For funders and their nonprofit partners
The Dellums Commission offers a set of options for ameliorating the gaps and omissions in media coverage of African Americans. Several of these options are specifically aligned with the strengths of funders and their nonprofit partners.

Employ subsidies for digital media as outlets for positive images. The Endowments is already doing this with its “In the Spotlight” series, but this report clearly shows a need to add diverse voices to the predominantly white blogosphere. Plan these efforts to align with other projects under way (e.g., the Pittsburgh Foundation’s new community news / investigative journalism website).

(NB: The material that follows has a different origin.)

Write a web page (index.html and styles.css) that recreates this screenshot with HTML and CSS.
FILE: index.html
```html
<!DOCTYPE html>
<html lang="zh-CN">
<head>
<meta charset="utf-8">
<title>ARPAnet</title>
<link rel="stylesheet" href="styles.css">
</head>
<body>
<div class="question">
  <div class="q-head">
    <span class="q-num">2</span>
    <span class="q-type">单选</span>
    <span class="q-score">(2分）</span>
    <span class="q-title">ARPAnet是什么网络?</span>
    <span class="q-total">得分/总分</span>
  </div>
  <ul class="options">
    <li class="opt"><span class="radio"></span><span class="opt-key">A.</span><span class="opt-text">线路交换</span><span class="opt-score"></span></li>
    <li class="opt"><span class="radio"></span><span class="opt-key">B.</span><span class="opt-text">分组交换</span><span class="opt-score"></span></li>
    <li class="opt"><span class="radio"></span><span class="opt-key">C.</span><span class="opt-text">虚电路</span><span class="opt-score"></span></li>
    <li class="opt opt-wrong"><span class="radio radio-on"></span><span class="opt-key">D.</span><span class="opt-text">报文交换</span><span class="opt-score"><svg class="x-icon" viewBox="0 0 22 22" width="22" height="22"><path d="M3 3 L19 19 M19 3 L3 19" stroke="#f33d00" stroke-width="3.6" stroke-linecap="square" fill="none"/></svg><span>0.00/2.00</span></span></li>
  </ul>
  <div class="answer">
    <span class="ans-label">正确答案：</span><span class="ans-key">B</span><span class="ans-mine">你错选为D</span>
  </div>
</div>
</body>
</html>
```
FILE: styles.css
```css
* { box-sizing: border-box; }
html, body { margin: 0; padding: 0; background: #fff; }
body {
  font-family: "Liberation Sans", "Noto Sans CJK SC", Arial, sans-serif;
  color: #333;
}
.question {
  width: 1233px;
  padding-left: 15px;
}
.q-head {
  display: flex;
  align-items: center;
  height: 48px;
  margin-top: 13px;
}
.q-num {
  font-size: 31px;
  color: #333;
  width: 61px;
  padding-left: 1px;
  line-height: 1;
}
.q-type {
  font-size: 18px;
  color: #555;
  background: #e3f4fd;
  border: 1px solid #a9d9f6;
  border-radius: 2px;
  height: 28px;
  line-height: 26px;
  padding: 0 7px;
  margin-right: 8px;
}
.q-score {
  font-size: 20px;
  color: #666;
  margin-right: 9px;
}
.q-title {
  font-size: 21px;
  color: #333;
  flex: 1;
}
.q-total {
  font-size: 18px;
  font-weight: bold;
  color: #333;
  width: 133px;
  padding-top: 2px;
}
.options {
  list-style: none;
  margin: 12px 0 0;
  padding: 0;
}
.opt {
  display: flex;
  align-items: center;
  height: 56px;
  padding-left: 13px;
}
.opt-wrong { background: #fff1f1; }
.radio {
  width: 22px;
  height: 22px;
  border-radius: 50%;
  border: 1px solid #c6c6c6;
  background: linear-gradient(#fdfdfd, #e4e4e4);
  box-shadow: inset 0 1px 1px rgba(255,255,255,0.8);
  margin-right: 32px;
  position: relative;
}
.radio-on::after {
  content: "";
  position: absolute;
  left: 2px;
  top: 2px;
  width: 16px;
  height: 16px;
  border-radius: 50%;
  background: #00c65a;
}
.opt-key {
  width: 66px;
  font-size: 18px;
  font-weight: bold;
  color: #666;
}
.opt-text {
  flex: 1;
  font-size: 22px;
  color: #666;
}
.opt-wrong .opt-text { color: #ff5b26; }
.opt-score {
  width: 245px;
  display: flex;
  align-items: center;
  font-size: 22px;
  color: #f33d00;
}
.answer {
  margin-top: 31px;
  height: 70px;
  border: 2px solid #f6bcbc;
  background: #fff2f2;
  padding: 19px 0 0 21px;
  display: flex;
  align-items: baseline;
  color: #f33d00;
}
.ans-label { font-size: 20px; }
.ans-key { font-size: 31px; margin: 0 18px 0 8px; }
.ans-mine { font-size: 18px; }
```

Conduct well-designed inter-group dialogues and educational programs. The Endowments’ African American Men and Boys Task Force has considered starting down this road; this project’s report and edited video interviews will be useful tools for that outreach. Reach out to and partner with the media to help them extend their reach (and find new sources of information) in greater Pittsburgh. An educational avenue to explore (with Duquesne University or the University of Pittsburgh) is media literacy.
Local funders might begin by researching centers of media literacy across the nation, such as New York’s Stony Brook University. Investigate the movement in journalism schools to equip new graduates with entrepreneurial skills; developing a pilot program in Pittsburgh might help build a new generation of young media moguls.

Heighten awareness and vigilance through systematic monitoring. This audit is a good first step, and it establishes a baseline. Subsequent reviews of the media’s coverage will help all
parties identify progress, regression or status quo. But this audit still hasn’t fully tapped one of the most important veins of information: young African American men themselves. Take another step by developing a survey   specifically targeting their interests, and use it to develop a deeper understanding of how they’d like to be represented in local media coverage.